Schubert had now turned in his desk chair and was no longer looking at Bosch. To his right was a large poster covering one wall that showed an outline of a woman’s body. It was clinical, not erotic, and it detailed outside the lines of the body the many different procedures that could be performed on various parts. It appeared to Bosch that he was addressing the woman on the poster as he answered.

“I told them I couldn’t pay in cash,” he said. “My money — I never see my money. I have a firm that manages the center here, and what comes to me goes to direct deposit and into the control of accountants and money managers. All of this is monitored by my wife. I had an addiction disease that required that we do it this way.”

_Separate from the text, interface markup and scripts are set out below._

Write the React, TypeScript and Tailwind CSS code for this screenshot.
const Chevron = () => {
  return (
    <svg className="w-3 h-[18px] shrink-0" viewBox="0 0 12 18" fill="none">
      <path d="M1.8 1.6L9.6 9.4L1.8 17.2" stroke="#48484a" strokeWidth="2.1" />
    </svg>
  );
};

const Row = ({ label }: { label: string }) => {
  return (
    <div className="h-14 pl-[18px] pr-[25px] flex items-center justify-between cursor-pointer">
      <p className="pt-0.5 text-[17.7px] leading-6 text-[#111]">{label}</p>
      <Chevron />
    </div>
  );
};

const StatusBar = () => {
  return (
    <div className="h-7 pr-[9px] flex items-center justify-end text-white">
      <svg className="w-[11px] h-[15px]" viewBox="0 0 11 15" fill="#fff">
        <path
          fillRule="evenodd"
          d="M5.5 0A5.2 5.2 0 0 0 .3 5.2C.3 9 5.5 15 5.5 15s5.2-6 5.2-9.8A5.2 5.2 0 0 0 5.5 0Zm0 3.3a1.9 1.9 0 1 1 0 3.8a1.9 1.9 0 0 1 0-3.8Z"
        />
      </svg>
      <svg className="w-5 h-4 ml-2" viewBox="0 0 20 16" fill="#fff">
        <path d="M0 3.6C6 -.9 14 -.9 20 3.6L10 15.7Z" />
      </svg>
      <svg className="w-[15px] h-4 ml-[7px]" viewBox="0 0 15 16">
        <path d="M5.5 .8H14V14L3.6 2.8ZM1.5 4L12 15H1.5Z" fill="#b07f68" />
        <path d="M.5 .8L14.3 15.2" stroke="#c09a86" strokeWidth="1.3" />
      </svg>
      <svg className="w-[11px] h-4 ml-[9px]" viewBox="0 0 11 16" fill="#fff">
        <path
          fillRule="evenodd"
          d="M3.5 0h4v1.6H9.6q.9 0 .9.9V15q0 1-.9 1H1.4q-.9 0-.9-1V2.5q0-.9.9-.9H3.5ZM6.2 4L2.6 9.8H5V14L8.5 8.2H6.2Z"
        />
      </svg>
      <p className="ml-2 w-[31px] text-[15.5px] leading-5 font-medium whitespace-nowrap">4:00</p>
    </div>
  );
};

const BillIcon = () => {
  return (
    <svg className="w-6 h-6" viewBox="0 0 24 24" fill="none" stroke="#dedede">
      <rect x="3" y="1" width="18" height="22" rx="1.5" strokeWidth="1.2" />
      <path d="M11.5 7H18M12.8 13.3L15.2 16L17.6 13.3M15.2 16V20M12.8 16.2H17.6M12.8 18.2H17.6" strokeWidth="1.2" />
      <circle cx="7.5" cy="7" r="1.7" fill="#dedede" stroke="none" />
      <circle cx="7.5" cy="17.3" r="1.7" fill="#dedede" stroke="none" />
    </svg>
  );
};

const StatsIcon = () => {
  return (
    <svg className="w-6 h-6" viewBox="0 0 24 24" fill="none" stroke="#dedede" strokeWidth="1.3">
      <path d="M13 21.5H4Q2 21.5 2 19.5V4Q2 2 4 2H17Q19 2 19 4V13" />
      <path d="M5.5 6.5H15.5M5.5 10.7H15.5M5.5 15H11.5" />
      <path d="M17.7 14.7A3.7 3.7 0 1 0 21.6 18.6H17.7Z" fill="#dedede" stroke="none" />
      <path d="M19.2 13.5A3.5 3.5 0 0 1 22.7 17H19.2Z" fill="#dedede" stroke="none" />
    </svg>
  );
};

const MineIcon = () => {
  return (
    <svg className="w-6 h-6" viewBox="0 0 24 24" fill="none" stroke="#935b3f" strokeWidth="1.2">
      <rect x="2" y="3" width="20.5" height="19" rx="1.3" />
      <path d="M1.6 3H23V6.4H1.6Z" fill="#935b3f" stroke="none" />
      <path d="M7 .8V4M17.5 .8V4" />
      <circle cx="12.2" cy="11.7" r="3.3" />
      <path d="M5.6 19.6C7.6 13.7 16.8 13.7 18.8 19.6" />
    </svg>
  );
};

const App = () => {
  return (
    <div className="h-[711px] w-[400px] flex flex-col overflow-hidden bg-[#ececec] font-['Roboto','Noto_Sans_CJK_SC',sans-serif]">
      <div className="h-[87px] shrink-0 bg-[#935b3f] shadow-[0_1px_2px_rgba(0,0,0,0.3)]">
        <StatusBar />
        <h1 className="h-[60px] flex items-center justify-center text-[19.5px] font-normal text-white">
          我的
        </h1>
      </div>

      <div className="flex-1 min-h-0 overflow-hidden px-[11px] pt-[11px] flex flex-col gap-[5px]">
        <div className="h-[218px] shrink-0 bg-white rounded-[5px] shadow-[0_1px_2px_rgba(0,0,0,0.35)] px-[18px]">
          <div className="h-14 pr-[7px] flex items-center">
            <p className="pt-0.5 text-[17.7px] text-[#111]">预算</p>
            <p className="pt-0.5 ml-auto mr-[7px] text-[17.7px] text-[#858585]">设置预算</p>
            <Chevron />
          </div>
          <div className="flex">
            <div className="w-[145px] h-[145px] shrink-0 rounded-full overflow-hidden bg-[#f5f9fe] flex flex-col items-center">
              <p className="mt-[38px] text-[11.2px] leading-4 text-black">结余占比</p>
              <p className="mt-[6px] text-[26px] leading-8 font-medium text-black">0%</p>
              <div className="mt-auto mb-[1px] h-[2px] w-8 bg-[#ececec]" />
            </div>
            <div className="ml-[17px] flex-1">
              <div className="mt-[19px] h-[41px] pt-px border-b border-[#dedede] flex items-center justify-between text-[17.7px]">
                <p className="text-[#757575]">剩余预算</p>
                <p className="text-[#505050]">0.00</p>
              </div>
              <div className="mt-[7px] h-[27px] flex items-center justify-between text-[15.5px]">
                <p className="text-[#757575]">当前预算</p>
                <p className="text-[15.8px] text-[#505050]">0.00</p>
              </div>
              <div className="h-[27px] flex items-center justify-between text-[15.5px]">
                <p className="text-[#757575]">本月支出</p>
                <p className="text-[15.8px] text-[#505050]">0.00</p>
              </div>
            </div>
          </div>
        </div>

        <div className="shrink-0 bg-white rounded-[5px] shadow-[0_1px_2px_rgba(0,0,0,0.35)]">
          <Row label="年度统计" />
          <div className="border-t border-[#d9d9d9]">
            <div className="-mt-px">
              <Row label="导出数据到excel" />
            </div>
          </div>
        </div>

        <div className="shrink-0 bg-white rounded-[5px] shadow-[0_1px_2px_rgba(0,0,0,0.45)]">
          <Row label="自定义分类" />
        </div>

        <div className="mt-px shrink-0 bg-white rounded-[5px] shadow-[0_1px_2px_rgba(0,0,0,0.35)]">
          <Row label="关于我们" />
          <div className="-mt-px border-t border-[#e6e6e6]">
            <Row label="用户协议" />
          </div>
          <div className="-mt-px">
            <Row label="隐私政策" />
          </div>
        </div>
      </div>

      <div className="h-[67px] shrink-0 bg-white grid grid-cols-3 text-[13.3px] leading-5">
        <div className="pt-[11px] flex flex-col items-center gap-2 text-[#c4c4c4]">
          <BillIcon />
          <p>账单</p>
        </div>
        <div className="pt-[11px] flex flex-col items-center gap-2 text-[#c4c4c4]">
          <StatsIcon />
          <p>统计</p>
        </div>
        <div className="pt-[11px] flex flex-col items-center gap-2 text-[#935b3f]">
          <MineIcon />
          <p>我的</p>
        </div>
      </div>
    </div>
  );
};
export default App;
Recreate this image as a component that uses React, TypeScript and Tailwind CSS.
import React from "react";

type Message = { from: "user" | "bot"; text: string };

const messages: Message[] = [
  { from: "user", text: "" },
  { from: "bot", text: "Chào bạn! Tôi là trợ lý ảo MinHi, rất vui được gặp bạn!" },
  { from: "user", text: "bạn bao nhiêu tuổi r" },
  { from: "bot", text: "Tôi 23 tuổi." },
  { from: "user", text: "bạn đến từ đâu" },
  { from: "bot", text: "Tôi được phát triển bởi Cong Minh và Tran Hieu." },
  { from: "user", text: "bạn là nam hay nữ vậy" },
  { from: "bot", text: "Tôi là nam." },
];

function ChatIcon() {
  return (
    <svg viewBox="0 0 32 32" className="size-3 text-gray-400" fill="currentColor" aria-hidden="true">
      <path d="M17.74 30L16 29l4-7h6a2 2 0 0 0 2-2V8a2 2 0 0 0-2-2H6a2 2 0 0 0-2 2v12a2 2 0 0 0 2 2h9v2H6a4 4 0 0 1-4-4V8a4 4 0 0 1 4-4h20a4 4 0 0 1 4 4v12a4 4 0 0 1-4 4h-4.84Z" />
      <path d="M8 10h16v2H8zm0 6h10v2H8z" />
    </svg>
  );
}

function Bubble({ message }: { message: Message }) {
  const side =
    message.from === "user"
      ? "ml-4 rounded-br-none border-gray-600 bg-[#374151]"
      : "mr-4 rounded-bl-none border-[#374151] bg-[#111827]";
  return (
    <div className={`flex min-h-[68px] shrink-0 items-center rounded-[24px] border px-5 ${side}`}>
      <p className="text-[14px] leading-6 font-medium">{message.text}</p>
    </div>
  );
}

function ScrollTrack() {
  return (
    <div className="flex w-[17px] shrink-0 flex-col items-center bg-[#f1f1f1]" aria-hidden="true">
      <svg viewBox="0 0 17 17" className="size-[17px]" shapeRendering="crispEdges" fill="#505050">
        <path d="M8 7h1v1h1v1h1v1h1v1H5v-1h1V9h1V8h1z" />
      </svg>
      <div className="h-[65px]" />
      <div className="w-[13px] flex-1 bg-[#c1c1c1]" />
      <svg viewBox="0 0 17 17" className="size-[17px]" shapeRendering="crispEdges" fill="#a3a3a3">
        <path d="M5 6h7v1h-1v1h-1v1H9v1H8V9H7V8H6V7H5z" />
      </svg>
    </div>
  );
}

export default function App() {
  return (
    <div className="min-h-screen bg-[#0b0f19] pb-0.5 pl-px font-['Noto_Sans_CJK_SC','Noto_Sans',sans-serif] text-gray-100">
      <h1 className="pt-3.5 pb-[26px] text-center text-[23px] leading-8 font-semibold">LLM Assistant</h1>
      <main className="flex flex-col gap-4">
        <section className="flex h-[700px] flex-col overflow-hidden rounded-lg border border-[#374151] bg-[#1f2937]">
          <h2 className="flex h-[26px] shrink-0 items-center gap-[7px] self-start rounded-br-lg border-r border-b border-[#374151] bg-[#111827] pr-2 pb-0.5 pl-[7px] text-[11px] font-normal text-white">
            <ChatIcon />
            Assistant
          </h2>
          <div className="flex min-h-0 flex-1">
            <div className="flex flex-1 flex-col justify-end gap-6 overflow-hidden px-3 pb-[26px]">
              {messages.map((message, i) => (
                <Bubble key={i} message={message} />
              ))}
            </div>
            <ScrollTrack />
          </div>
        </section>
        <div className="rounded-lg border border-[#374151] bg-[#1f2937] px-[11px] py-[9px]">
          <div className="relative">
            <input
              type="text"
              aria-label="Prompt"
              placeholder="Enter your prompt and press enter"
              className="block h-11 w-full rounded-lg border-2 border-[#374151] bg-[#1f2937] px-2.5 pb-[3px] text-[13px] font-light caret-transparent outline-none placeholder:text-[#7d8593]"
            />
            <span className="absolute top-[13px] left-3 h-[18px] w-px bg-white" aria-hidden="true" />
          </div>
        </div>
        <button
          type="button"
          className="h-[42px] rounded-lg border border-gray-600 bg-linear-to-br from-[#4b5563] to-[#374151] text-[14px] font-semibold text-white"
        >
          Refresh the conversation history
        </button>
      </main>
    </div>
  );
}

“A gambling addiction?” Bosch asked.

Schubert turned and glanced at Bosch as if just remembering that he was in the room. He then turned back to the poster.

“Yes, gambling,” he said. “It had gotten out of control and I lost a lot, so they took my money from me. Controlled it. It was the only way to save my marriage. But it means I can’t just go to the bank or write a check that size without a cosigner.”

“So you gave jewelry instead,” Bosch said. “Your wife’s watch.”

“Yes, exactly. She was away on a holiday. Out of town. I gave them the jewelry. Her watch, my watch, several diamond pieces. It was their idea to make it look like a burglary. When she came home, I told her there had been a break-in and the police were on it. They were investigating. Ellis broke a window in the French doors at the back of the house so it would look like that’s how the robbers got in.”

Bosch reached over to the desk for the file. He slid it out from beneath the phone.

“Let me take a look at something here,” he said.

He opened the file and flipped through the reports clipped to the right side until he found the timeline he had put together that morning.

Schubert’s story fit with the facts Bosch had accumulated. He gives the jewelry to Ellis and Long as an extortion payoff. They then strike a deal with the Nguyen brothers to sell it as estate property at Nelson Grant & Sons. The jewelry starts to sell — Harrick buys the ladies’ watch for his wife as a Christmas present. Ellis and Long start to get their money and the Nguyen brothers get a cut for selling it without delving into its provenance.